*WHAT YOU SHOULD DO*.
All of the listing below must be repeated word for word. Pictures are the only thing to omit.
— START —
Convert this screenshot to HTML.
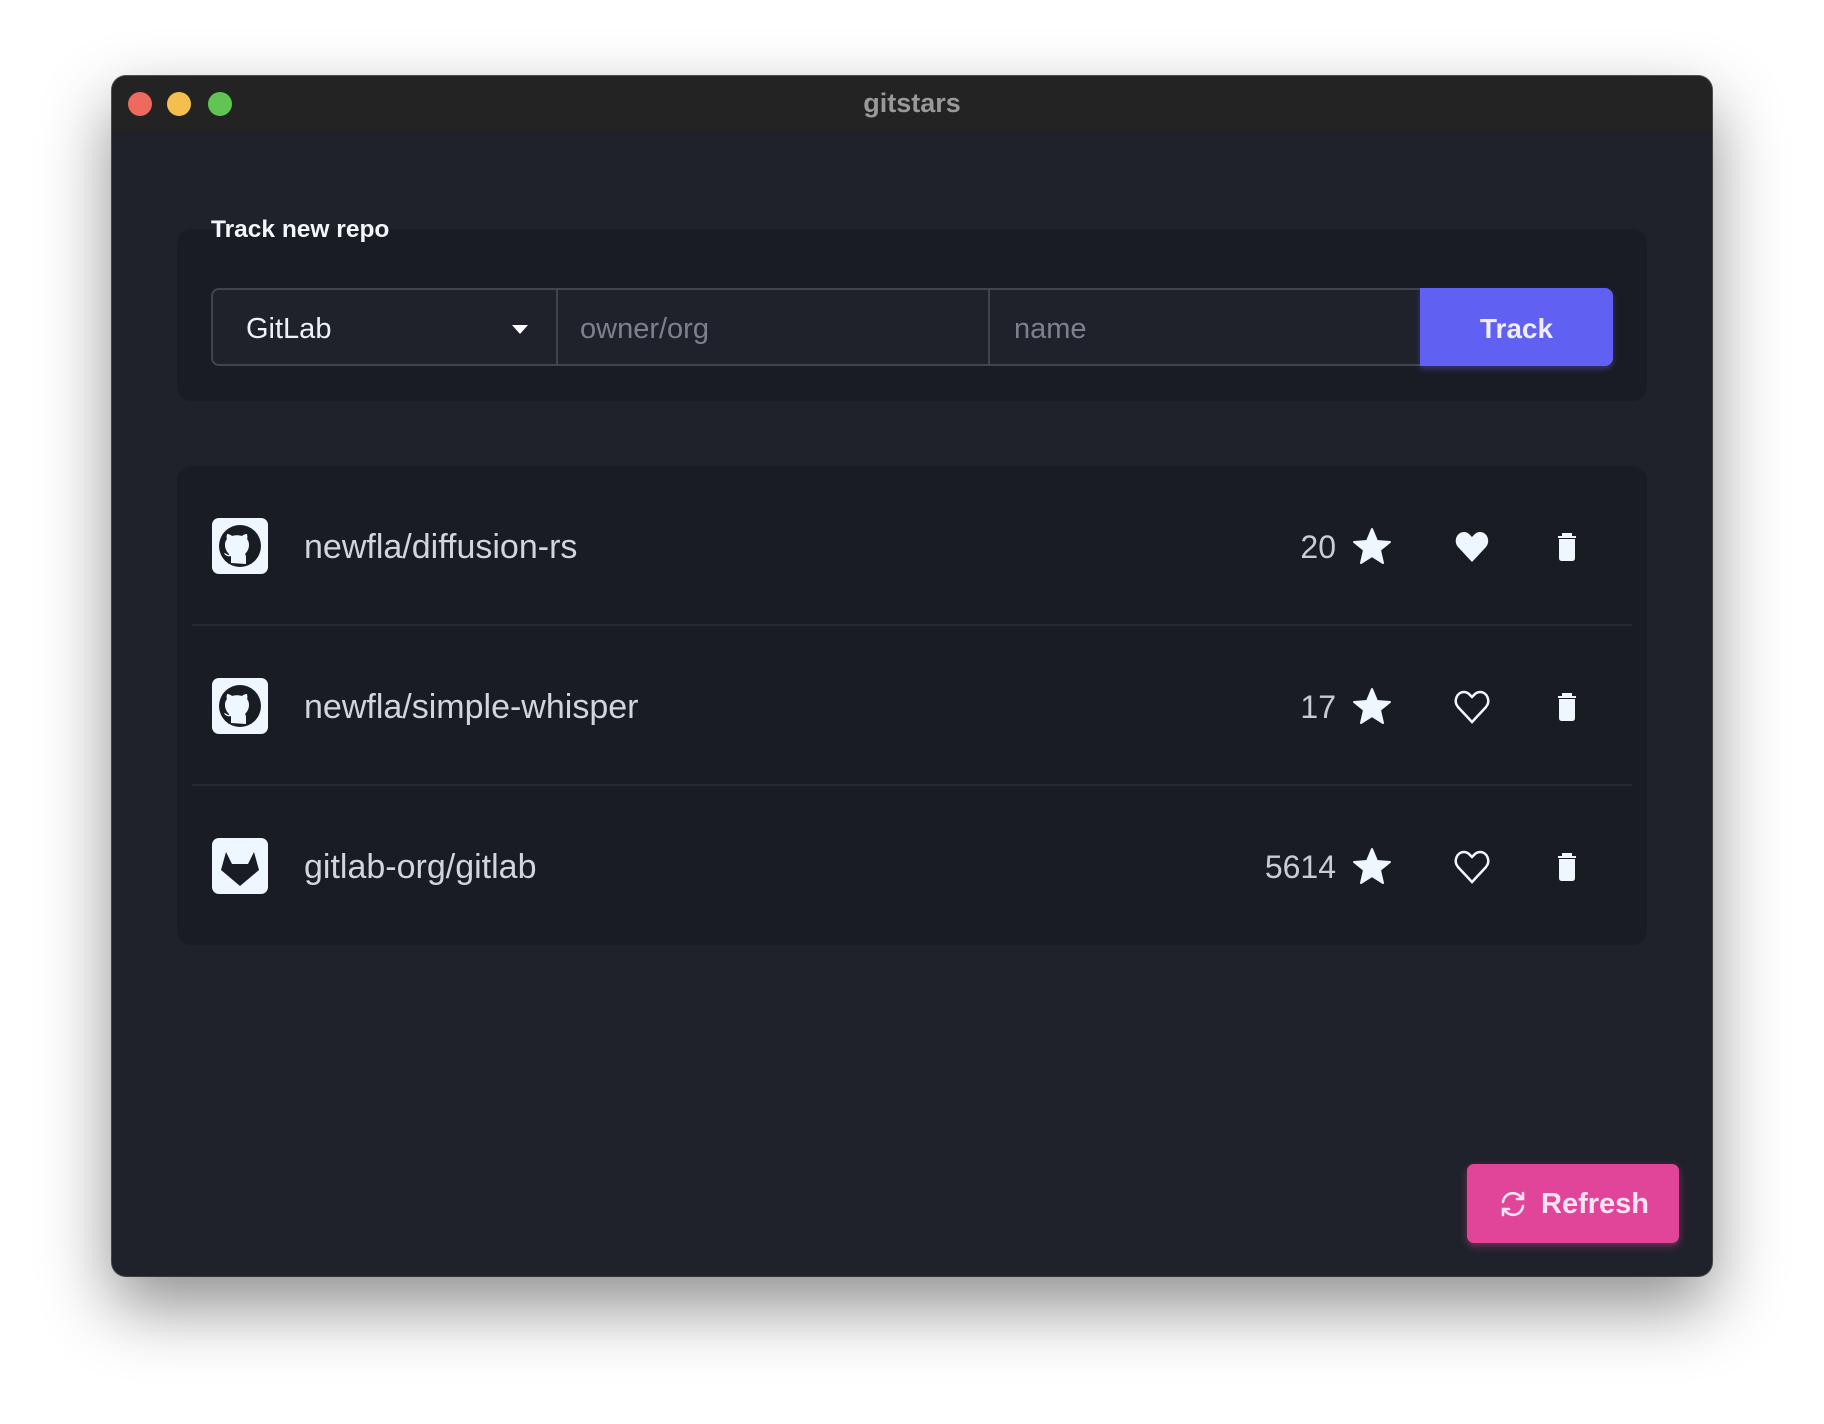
<!DOCTYPE html>
<html><head><meta charset="utf-8"><style>
*{margin:0;padding:0;box-sizing:border-box}
body{width:1824px;height:1424px;background:#fff;font-family:"Liberation Sans",sans-serif;position:relative;overflow:hidden}
.win{position:absolute;left:112px;top:76px;width:1600px;height:1200px;background:#1f222a;border-radius:14px;overflow:hidden;box-shadow:0 30px 70px rgba(0,0,0,.45),0 0 0 1px #555}
.tb{position:absolute;left:0;top:0;right:0;height:55px;background:#232323;}
.tl{position:absolute;top:16px;width:24px;height:24px;border-radius:50%}
.title{position:absolute;left:0;right:0;top:12px;text-align:center;color:#999;font-weight:bold;font-size:27px}
.card{position:absolute;left:65px;width:1470px;background:#1a1c23;border-radius:14px}
.lbl{position:absolute;left:99px;top:140px;color:#f3f6fb;font-weight:bold;font-size:24.5px}
.inp{position:absolute;top:212px;height:78px;border:2px solid #40444c;background:#1f222a;font-size:29px;line-height:79px;padding-left:34px}
.row{position:absolute;left:0;width:1470px;height:160px}
.ic{position:absolute;left:35px;top:52px;width:56px;height:56px;background:#eef7ff;border-radius:7px}
.nm{position:absolute;left:127px;top:1px;line-height:160px;font-size:34px;color:#d0d5df}
.ct{position:absolute;right:311px;line-height:160px;font-size:32px;color:#c8ccd6;top:1px}
.sv{position:absolute}
.div{position:absolute;left:15px;width:1440px;height:2px;background:#262930}
</style></head><body>
<div class="win">
 <div class="tb">
  <div class="tl" style="left:16px;background:#ee6a5e"></div>
  <div class="tl" style="left:55px;background:#f5bf4f"></div>
  <div class="tl" style="left:96px;background:#61c554"></div>
  <div class="title">gitstars</div>
 </div>
 <div class="card" style="top:153px;height:172px"></div>
 <div class="lbl">Track new repo</div>
 <div class="inp" style="left:99px;width:347px;border-radius:8px 0 0 8px;color:#eef2f8;border-right:none;padding-left:33px">GitLab
  <svg style="position:absolute;right:30px;top:35px" width="16" height="10"><path d="M0 0H16L8 9Z" fill="#fff"/></svg></div>
 <div class="inp" style="left:444px;width:434px;color:#7c818b;padding-left:22px">owner/org</div>
 <div class="inp" style="left:878px;width:432px;border-left:none;color:#7c818b;padding-left:24px">name</div>
 <div style="position:absolute;left:1308px;top:212px;width:193px;height:78px;background:#6060f3;border-radius:0 8px 8px 0;color:#eef;font-weight:bold;font-size:28px;text-align:center;line-height:81px;box-shadow:0 3px 6px rgba(90,90,240,.4)">Track</div>

 <div class="card" style="top:390px;height:479px">
  <div class="row" style="top:0">
   <div class="ic"><svg width="56" height="56" viewBox="0 0 56 56"><circle cx="28" cy="28" r="21" fill="#1a1c23"/><path d="M19 45V38c-4 1-6-1-7-3 2 0 3 2 5 2v-1c-2-2-4-5-4-9 0-3 1-5 2-6-1-2 0-4 0-5 2 0 4 1 5 2 3-1 7-1 10 0 1-1 3-2 5-2 0 1 1 3 0 5 1 1 2 3 2 6 0 4-2 7-4 9 1 1 1 3 1 4v6z" fill="#eef7ff"/></svg></div>
   <div class="nm">newfla/diffusion-rs</div><div class="ct">20</div>
  </div>
  <div class="div" style="top:158px"></div>
  <div class="row" style="top:160px">
   <div class="ic"><svg width="56" height="56" viewBox="0 0 56 56"><circle cx="28" cy="28" r="21" fill="#1a1c23"/><path d="M19 45V38c-4 1-6-1-7-3 2 0 3 2 5 2v-1c-2-2-4-5-4-9 0-3 1-5 2-6-1-2 0-4 0-5 2 0 4 1 5 2 3-1 7-1 10 0 1-1 3-2 5-2 0 1 1 3 0 5 1 1 2 3 2 6 0 4-2 7-4 9 1 1 1 3 1 4v6z" fill="#eef7ff"/></svg></div>
   <div class="nm">newfla/simple-whisper</div><div class="ct">17</div>
  </div>
  <div class="div" style="top:318px"></div>
  <div class="row" style="top:320px">
   <div class="ic"><svg width="56" height="56" viewBox="0 0 56 56"><path d="M14 14L20 26H36L42 14L47 32L28 48L9 32Z" fill="#1a1c23"/></svg></div>
   <div class="nm">gitlab-org/gitlab</div><div class="ct">5614</div>
  </div>
 </div>
 <svg class="sv" style="left:1240px;top:451px" width="300" height="400">
  <defs>
   <path id="st" d="M20 2L25 14L38 15L28 23L31 36L20 29L9 36L12 23L2 15L15 14Z" fill="#eef7ff" stroke="#eef7ff" stroke-width="2" stroke-linejoin="round"/>
   <path id="tr" d="M4 5H22M9 5V2H17V5M6 8H20V26Q20 28 18 28H8Q6 28 6 26Z" fill="#eef7ff" stroke="#eef7ff" stroke-width="2"/>
   <path id="ht" d="M18 33L4 18C-1 12 3 3 10 3C14 3 16 6 18 8C20 6 22 3 26 3C33 3 37 12 32 18Z"/>
  </defs>
  <use href="#st" x="0" y="0"/>
  <use href="#st" x="0" y="160"/>
  <use href="#st" x="0" y="320"/>
  <use href="#ht" x="102" y="2" fill="#eef7ff"/>
  <use href="#ht" x="102" y="162" fill="none" stroke="#eef7ff" stroke-width="2.5"/>
  <use href="#ht" x="102" y="322" fill="none" stroke="#eef7ff" stroke-width="2.5"/>
  <use href="#tr" x="202" y="5"/>
  <use href="#tr" x="202" y="165"/>
  <use href="#tr" x="202" y="325"/>
 </svg>
 <div style="position:absolute;left:1355px;top:1088px;width:212px;height:79px;background:#e0459a;border-radius:7px;color:#fbe3f1;font-weight:bold;font-size:29px;line-height:81px;padding-left:74px;box-shadow:0 3px 8px rgba(224,69,154,.45)">
  <svg style="position:absolute;left:32px;top:26px" width="28" height="28" viewBox="0 0 28 28" fill="none" stroke="#fbe3f1" stroke-width="2.6" stroke-linecap="round"><path d="M4 12A10 10 0 0 1 23 9M24 3V9H18M24 16A10 10 0 0 1 5 19M4 25V19H10"/></svg>Refresh</div>
</div>
</body></html>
— END —
*SOLUTION TO THIS TASK*.
Convert this screenshot to HTML.
<!DOCTYPE html>
<html><head><meta charset="utf-8"><style>
*{margin:0;padding:0;box-sizing:border-box}
body{width:1824px;height:1424px;background:#fff;font-family:"Liberation Sans",sans-serif;position:relative;overflow:hidden}
.win{position:absolute;left:112px;top:76px;width:1600px;height:1200px;background:#1f222a;border-radius:14px;overflow:hidden;box-shadow:0 30px 70px rgba(0,0,0,.45),0 0 0 1px #555}
.tb{position:absolute;left:0;top:0;right:0;height:55px;background:#232323;}
.tl{position:absolute;top:16px;width:24px;height:24px;border-radius:50%}
.title{position:absolute;left:0;right:0;top:12px;text-align:center;color:#999;font-weight:bold;font-size:27px}
.card{position:absolute;left:65px;width:1470px;background:#1a1c23;border-radius:14px}
.lbl{position:absolute;left:99px;top:140px;color:#f3f6fb;font-weight:bold;font-size:24.5px}
.inp{position:absolute;top:212px;height:78px;border:2px solid #40444c;background:#1f222a;font-size:29px;line-height:79px;padding-left:34px}
.row{position:absolute;left:0;width:1470px;height:160px}
.ic{position:absolute;left:35px;top:52px;width:56px;height:56px;background:#eef7ff;border-radius:7px}
.nm{position:absolute;left:127px;top:1px;line-height:160px;font-size:34px;color:#d0d5df}
.ct{position:absolute;right:311px;line-height:160px;font-size:32px;color:#c8ccd6;top:1px}
.sv{position:absolute}
.div{position:absolute;left:15px;width:1440px;height:2px;background:#262930}
</style></head><body>
<div class="win">
 <div class="tb">
  <div class="tl" style="left:16px;background:#ee6a5e"></div>
  <div class="tl" style="left:55px;background:#f5bf4f"></div>
  <div class="tl" style="left:96px;background:#61c554"></div>
  <div class="title">gitstars</div>
 </div>
 <div class="card" style="top:153px;height:172px"></div>
 <div class="lbl">Track new repo</div>
 <div class="inp" style="left:99px;width:347px;border-radius:8px 0 0 8px;color:#eef2f8;border-right:none;padding-left:33px">GitLab
  <svg style="position:absolute;right:30px;top:35px" width="16" height="10"><path d="M0 0H16L8 9Z" fill="#fff"/></svg></div>
 <div class="inp" style="left:444px;width:434px;color:#7c818b;padding-left:22px">owner/org</div>
 <div class="inp" style="left:878px;width:432px;border-left:none;color:#7c818b;padding-left:24px">name</div>
 <div style="position:absolute;left:1308px;top:212px;width:193px;height:78px;background:#6060f3;border-radius:0 8px 8px 0;color:#eef;font-weight:bold;font-size:28px;text-align:center;line-height:81px;box-shadow:0 3px 6px rgba(90,90,240,.4)">Track</div>

 <div class="card" style="top:390px;height:479px">
  <div class="row" style="top:0">
   <div class="ic"><svg width="56" height="56" viewBox="0 0 56 56"><circle cx="28" cy="28" r="21" fill="#1a1c23"/><path d="M19 45V38c-4 1-6-1-7-3 2 0 3 2 5 2v-1c-2-2-4-5-4-9 0-3 1-5 2-6-1-2 0-4 0-5 2 0 4 1 5 2 3-1 7-1 10 0 1-1 3-2 5-2 0 1 1 3 0 5 1 1 2 3 2 6 0 4-2 7-4 9 1 1 1 3 1 4v6z" fill="#eef7ff"/></svg></div>
   <div class="nm">newfla/diffusion-rs</div><div class="ct">20</div>
  </div>
  <div class="div" style="top:158px"></div>
  <div class="row" style="top:160px">
   <div class="ic"><svg width="56" height="56" viewBox="0 0 56 56"><circle cx="28" cy="28" r="21" fill="#1a1c23"/><path d="M19 45V38c-4 1-6-1-7-3 2 0 3 2 5 2v-1c-2-2-4-5-4-9 0-3 1-5 2-6-1-2 0-4 0-5 2 0 4 1 5 2 3-1 7-1 10 0 1-1 3-2 5-2 0 1 1 3 0 5 1 1 2 3 2 6 0 4-2 7-4 9 1 1 1 3 1 4v6z" fill="#eef7ff"/></svg></div>
   <div class="nm">newfla/simple-whisper</div><div class="ct">17</div>
  </div>
  <div class="div" style="top:318px"></div>
  <div class="row" style="top:320px">
   <div class="ic"><svg width="56" height="56" viewBox="0 0 56 56"><path d="M14 14L20 26H36L42 14L47 32L28 48L9 32Z" fill="#1a1c23"/></svg></div>
   <div class="nm">gitlab-org/gitlab</div><div class="ct">5614</div>
  </div>
 </div>
 <svg class="sv" style="left:1240px;top:451px" width="300" height="400">
  <defs>
   <path id="st" d="M20 2L25 14L38 15L28 23L31 36L20 29L9 36L12 23L2 15L15 14Z" fill="#eef7ff" stroke="#eef7ff" stroke-width="2" stroke-linejoin="round"/>
   <path id="tr" d="M4 5H22M9 5V2H17V5M6 8H20V26Q20 28 18 28H8Q6 28 6 26Z" fill="#eef7ff" stroke="#eef7ff" stroke-width="2"/>
   <path id="ht" d="M18 33L4 18C-1 12 3 3 10 3C14 3 16 6 18 8C20 6 22 3 26 3C33 3 37 12 32 18Z"/>
  </defs>
  <use href="#st" x="0" y="0"/>
  <use href="#st" x="0" y="160"/>
  <use href="#st" x="0" y="320"/>
  <use href="#ht" x="102" y="2" fill="#eef7ff"/>
  <use href="#ht" x="102" y="162" fill="none" stroke="#eef7ff" stroke-width="2.5"/>
  <use href="#ht" x="102" y="322" fill="none" stroke="#eef7ff" stroke-width="2.5"/>
  <use href="#tr" x="202" y="5"/>
  <use href="#tr" x="202" y="165"/>
  <use href="#tr" x="202" y="325"/>
 </svg>
 <div style="position:absolute;left:1355px;top:1088px;width:212px;height:79px;background:#e0459a;border-radius:7px;color:#fbe3f1;font-weight:bold;font-size:29px;line-height:81px;padding-left:74px;box-shadow:0 3px 8px rgba(224,69,154,.45)">
  <svg style="position:absolute;left:32px;top:26px" width="28" height="28" viewBox="0 0 28 28" fill="none" stroke="#fbe3f1" stroke-width="2.6" stroke-linecap="round"><path d="M4 12A10 10 0 0 1 23 9M24 3V9H18M24 16A10 10 0 0 1 5 19M4 25V19H10"/></svg>Refresh</div>
</div>
</body></html>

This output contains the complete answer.